Exercise description: The lines from the top of the material through the line with "Seg[]; user: string;" are to be set down exactly. Leave the pictures out.
━━━━━━━━━━
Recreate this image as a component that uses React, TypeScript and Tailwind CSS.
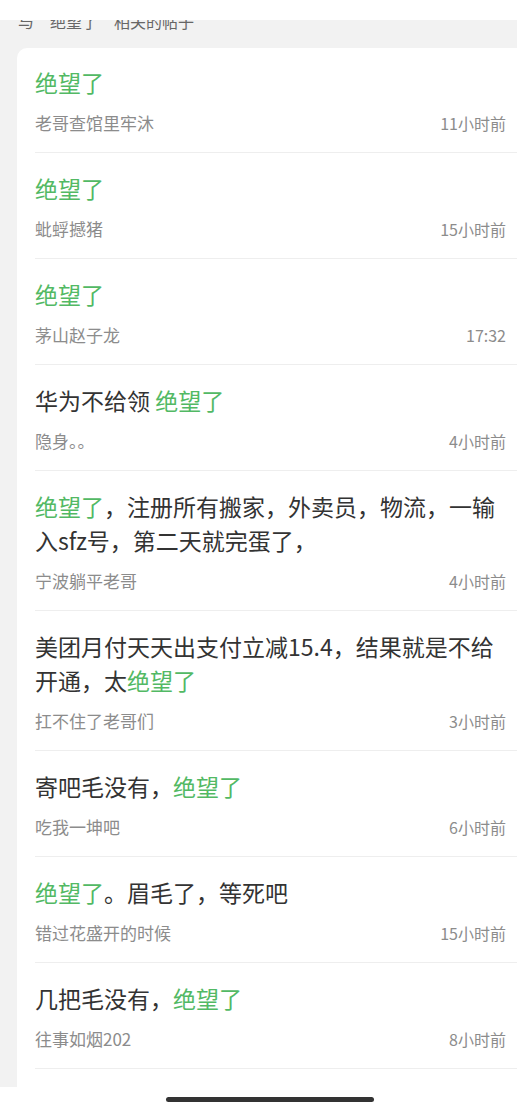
const font = { fontFamily: '"Noto Sans CJK SC", "Noto Sans", sans-serif' };

type Seg = { t: string; g?: boolean };
type Post = { title: Seg[]; user: string; time: string };

const posts: Post[] = [
  { title: [{ t: "绝望了", g: true }], user: "老哥查馆里牢沐", time: "11小时前" },
  { title: [{ t: "绝望了", g: true }], user: "蚍蜉撼猪", time: "15小时前" },
  { title: [{ t: "绝望了", g: true }], user: "茅山赵子龙", time: "17:32" },
  { title: [{ t: "华为不给领 " }, { t: "绝望了", g: true }], user: "隐身。。", time: "4小时前" },
  {
    title: [{ t: "绝望了", g: true }, { t: "，注册所有搬家，外卖员，物流，一输入sfz号，第二天就完蛋了，" }],
    user: "宁波躺平老哥",
    time: "4小时前",
  },
  {
    title: [{ t: "美团月付天天出支付立减15.4，结果就是不给开通，太" }, { t: "绝望了", g: true }],
    user: "扛不住了老哥们",
    time: "3小时前",
  },
  { title: [{ t: "寄吧毛没有，" }, { t: "绝望了", g: true }], user: "吃我一坤吧", time: "6小时前" },
  { title: [{ t: "绝望了", g: true }, { t: "。眉毛了，等死吧" }], user: "错过花盛开的时候", time: "15小时前" },
  { title: [{ t: "几把毛没有，" }, { t: "绝望了", g: true }], user: "往事如烟202", time: "8小时前" },
];

function Row({ post, first }: { post: Post; first: boolean }) {
  return (
    <div className={`border-b border-[#eeeeee] pr-[11px] pb-[17px] ${first ? "pt-[17px]" : "pt-[18px]"}`}>
      <div className="text-[23px] leading-[34px] text-[#333333]">
        {post.title.map((s, i) => (
          <span key={i} className={s.g ? "text-[#52b964]" : ""}>
            {s.t}
          </span>
        ))}
      </div>
      <div className="mt-[12px] flex items-center justify-between text-[17px] leading-[24px] text-[#8c8c8c]">
        <span>{post.user}</span>
        <span className="text-[16px]">{post.time}</span>
      </div>
    </div>
  );
}

export default function App() {
  return (
    <main className="flex h-[1111px] w-[517px] flex-col overflow-hidden bg-white" style={font}>
      <div className="h-[20px] shrink-0 bg-white" />
      <div className="flex h-[1067px] shrink-0 flex-col overflow-hidden bg-[#f2f2f2]">
        <div className="h-[28px] shrink-0 overflow-hidden">
          <div className="-mt-[11px] pl-[18px] text-[16px] leading-[24px] text-[#666666]">
            与“绝望了”相关的帖子
          </div>
        </div>
        <section className="ml-[17px] flex-1 rounded-tl-[10px] bg-white pl-[18px]">
          {posts.map((p, i) => (
            <Row key={i} post={p} first={i === 0} />
          ))}
        </section>
      </div>
      <div className="flex flex-1 items-start pt-[10px] pl-[166px]">
        <div className="h-[5px] w-[208px] rounded-full bg-[#333333]" />
      </div>
    </main>
  );
}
━━━━━━━━━━
Response:
Recreate this image as a component that uses React, TypeScript and Tailwind CSS.
const font = { fontFamily: '"Noto Sans CJK SC", "Noto Sans", sans-serif' };

type Seg = { t: string; g?: boolean };
type Post = { title: Seg[]; user: string; time: string };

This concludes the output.